Mutumbo [Sipping a virgin strawberry daiquiri] "I like your restaurant, Yao. It's made for 7-footers and guys like Patrick Ewing, who is really 6'9".
Bon apetit.
Monday, September 22, 2008
The Emperor's New Clothes.
In 2003-'04 where the Toronto Raptors endured another losing season, the franchise changed up their game and added the alternate red uniforms. Definitely a "good look", as they say in the streets, and pulled the squad another step away from the Dino/Barney Dynasty. While I can safely assume that merchandise sales saw a significant spike with the new unis, they were also markedly patriotic with the crimson red, and maple leaf additions. So now, with the reds becoming the official road threads, Maple Leaf Sports needed to get another alternate revenue stream... err sorry, another alternate jersey. Word on the streets is, Bosh and the boys will be wearing black this year. Well you know what they say... "real men wear black", or does this mean Raptors is the new black?
Regardless, we've come a long way from this eh?
Saturday, September 20, 2008
NBA 2K9: Get your game on.
Well the game that everyone has been waiting for has shown it's hand. NBA 2K9 comes out October 7th, and Kevin Garnett is on the cover. Fortunately the 2K series hasn't developed the NBA Live curse where the poster boy succumbs to injury, (knock on wood). Watching the trailer I honestly felt some points were actual NBA footage, but hey, you decide.
Friday, September 19, 2008
I Beat Sam Mitchell.
At the time, I was a 17 year old kid, down south for Georgia Tech's summer basketball camp. I was shooting hoops at a neighbourhood blocko, when an unassuming guy rolls up. Now this was a time before fantasy basketball, or the internet, where I know who every scrub in the league is, so when he told me that he played in the NBA, I refused to believe him.
I mean come on, what's an NBA player doing shooting hoops in a driveway with me? He told me he's playing on the new expansion team, the Minnesota Timberwolves and his name was Sam Mitchell. Well I figured I'd know an NBA player when I saw one after just watching Kenny Anderson, Mark Price, Dennis Scott and John Salley playing down at Tech, so I challenged him to a game of one-on-one.
While I don't remember all of the details of the game, I knew I used a combination of drives, pump fakes and tenacious defence to soundly beat him. "How can you be going to the NBA if you can't even beat me?" I said. "Sure you're playing for the Timberwolves, now go get me some punch." That part I clearly recall. Oddly enough I passed Sam in the mall today, and I forgot how tall he actually is, (he's 6'6"), and I thought to myself, I must have been what, 6'1" at the time tops? Likely weighing 165 lbs, (depending on how many hot dogs I ate). How the hell did I smash this guy in a game?
It wasn't that hard to figure out really, he let me win.
I've been telling this story for almost 10 years, which wasn't really a big deal until he came to coach the Raptors, as many people didn't know him as a player.
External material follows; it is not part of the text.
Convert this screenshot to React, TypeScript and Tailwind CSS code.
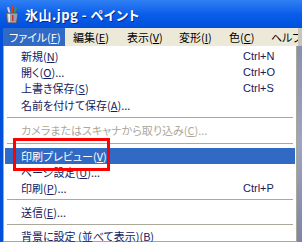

Maybe he saw how badly I wanted to win, and how hard I worked at each possession that he just gave it to me.
Regardless, I still have my victory, but if you'd like to get a rematch Sam, you know where to find me.
Thursday, September 18, 2008
More Than A Game.
The internets have been abuzz about the More Than A Game documentary featuring Lebron James and his high school friends. I missed the gala at the Toronto International Festival, but I was able to catch the following screening last week.
Much like everything you have heard, it's a fantastic glimpse into 5 boys and their coach coming of age. Personally, I think this is the best basketball documentary ever made, and I encourage everyone to see it. It's just a great story and a personal one, it's not a Lebron James story, it's all of their stories, more importantly, it's a story for everyone.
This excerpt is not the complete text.